[TASK OBJECTIVE]:
Find how many lines contain "components" and state only that number.

[COLLECTED MATERIAL]:
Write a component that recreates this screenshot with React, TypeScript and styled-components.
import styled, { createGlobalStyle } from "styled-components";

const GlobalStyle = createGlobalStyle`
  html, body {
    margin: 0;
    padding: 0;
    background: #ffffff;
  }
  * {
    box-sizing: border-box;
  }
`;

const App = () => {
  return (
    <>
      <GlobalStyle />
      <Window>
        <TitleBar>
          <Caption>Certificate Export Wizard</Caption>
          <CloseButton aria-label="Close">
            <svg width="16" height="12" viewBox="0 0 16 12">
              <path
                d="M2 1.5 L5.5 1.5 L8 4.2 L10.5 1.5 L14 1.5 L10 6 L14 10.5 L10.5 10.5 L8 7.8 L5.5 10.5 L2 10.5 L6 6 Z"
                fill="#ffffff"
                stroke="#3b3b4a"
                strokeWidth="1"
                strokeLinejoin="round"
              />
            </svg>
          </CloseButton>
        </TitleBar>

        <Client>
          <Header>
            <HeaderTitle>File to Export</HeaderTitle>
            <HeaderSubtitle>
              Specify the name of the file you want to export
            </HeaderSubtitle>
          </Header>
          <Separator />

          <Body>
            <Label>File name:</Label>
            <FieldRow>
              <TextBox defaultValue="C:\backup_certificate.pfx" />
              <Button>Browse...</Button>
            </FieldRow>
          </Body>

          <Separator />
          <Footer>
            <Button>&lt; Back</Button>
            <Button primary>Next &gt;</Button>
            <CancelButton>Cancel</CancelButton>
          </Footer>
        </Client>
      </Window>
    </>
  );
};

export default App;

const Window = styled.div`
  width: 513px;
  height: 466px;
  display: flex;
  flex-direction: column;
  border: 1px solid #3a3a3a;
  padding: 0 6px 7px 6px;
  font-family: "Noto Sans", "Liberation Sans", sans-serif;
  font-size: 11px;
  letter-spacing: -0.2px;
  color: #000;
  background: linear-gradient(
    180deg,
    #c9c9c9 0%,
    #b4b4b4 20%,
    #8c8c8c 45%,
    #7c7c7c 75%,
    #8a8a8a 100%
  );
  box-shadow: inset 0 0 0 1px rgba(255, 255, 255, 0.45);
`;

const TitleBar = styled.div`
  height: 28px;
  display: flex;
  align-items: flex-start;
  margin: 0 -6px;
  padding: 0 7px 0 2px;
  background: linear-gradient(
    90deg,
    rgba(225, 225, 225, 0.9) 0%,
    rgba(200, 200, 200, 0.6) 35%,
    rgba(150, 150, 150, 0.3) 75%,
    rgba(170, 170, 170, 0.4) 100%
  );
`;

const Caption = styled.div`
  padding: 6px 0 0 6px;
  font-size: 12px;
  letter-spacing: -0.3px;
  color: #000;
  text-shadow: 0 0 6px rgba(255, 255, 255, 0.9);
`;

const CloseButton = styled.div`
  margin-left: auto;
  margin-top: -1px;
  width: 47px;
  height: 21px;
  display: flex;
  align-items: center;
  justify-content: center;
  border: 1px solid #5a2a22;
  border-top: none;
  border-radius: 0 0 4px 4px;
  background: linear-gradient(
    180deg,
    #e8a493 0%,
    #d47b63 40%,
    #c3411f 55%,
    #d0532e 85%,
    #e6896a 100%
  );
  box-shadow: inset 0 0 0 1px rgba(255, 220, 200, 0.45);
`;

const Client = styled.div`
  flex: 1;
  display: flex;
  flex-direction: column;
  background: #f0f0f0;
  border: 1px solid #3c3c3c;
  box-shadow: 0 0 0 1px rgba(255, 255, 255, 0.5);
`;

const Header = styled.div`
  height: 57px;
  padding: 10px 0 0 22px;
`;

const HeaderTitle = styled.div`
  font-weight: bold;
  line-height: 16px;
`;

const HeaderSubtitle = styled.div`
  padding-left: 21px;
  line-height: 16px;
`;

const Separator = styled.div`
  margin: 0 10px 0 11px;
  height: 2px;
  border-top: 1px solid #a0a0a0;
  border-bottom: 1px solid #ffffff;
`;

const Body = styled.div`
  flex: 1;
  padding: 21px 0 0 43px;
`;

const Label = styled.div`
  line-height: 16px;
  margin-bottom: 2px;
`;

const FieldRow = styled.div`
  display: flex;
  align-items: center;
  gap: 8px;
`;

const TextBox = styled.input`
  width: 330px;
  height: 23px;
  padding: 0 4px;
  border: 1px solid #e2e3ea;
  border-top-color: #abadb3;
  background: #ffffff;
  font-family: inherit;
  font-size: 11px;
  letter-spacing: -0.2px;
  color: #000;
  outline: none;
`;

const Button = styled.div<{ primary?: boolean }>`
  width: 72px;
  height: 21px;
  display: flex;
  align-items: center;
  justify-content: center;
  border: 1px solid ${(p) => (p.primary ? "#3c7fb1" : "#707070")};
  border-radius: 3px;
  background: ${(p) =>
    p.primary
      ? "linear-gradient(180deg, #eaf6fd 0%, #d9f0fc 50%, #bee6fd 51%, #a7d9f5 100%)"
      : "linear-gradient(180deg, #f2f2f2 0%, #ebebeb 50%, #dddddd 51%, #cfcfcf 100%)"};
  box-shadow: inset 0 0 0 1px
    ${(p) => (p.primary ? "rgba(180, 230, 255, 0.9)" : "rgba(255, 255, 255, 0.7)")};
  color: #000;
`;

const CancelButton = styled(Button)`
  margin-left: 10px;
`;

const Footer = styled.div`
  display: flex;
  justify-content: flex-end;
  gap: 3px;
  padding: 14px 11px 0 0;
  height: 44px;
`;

[CORRECT OUTPUT]:
2